I am the Film Director of Love and Freedom (41:23)
For Miike fans this is an indispensable look at the man as he reveals a lot about his method of making films. This offers plenty of insights, starting with his thoughts on ambition and delving into his history as an Assistant Director where he enjoyed a lot of freedom in making straight to video films. He explains what he feels is the essence of Japanese horror, how he chooses projects and how he believes people see him overseas. There’s also a look at how he goes about interpreting scripts, overcoming vague references, his relationship with actors and how he likes to direct off set actions with methods that aren’t adopted by most directors. His comments on making violent films are very interesting, supporting it with a philosophy that you need to put love into it in order to reach pain. He discusses sound and music and how he enjoys creating his own effects; visualising on set, physical directing and also self views. Clearly though the most important thing to him is maintaining a happy set and he talks about how he tries to do that every day and allow the crew to enjoy themselves. It doesn’t matter if his films are good or bad, only the experience matters. He really does come across as a great guy, who has a firm handle on what he does and is under no false pretences about what he can and can’t achieve.
Imperfect Beauty (22:01)
Special make-up and Effects expert Yuichi Matsui, who has worked with Miike on over twenty films, beginning with Full Metal Yakuza, takes us through the process of designing props for film. He lets us in on his history a little and his love for film while he shows us various creations, of which one main piece gets a lot of attention. Aside from his enthusiastic input we get contributions from Miike, who discusses his preference for animatronics, Youki Kudoh and Michie who had to undergo some fairly torturous make-up routines, though they’re equally as fascinated and enthusiastic about the whole process. There is also some behind the scenes takes of cast and crew at work, all of whom seem to be having a blast on set.

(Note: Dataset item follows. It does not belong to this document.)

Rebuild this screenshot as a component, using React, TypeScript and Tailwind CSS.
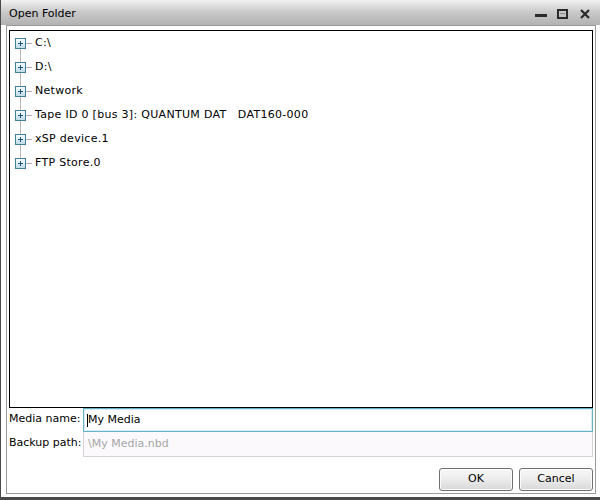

Journalist, Chris. D is joined by Wyatt Doyle from NewTexture.com who give their frank and honest opinions on Imprint They discuss the elements that work and those which don’t, such as the English dialogue being problematic, unnatural acting and an overall dream-like state which makes it a tricky film to work out. Chris D even elaborates on the more disturbing scenes, which he feels are far too gratuitous and lack the funny element that Ichi had. And I tend to agree with him in that this is pure brutality. The pair pretty much echo my exact sentiments that I’ve mentioned in my review throughout, although they get into more detail about certain characters and lack of back story also, while finding a lot less to praise in terms of its vicious content. Overall it’s an interesting and fun listen that reveals a few little factual pieces, but mostly relies on their individual opinions of the film itself.
The disc is rounded off with trailers for other titles in the Masters of Horror series, along with a Still Gallery of 57 images which includes behind the scenes and press cuttings, a decent length and fairly detailed biography on Takashi Miike, with selected filmography and DVD-ROM material consisting of the film’s screenplay and a screensaver.
At the end of the day Miike achieves what he sets out to do, and that is to shock the viewer with visceral and twisted imagery. Though its storyline tends to get a little convoluted and the acting is at times shocking for all the wrong reasons, Imprint certainly leaves an impression. In terms of horror it might not be a surprise coming from the director but it’s still very unsettling. For western viewers who are not well versed in his work, this might just prove to be the most depraved piece of film making that they’ve seen in a long time; it certainly is a nasty and effective film and - although he probably wouldn’t like me saying so - Miike’s earned his place as being a true master of horror.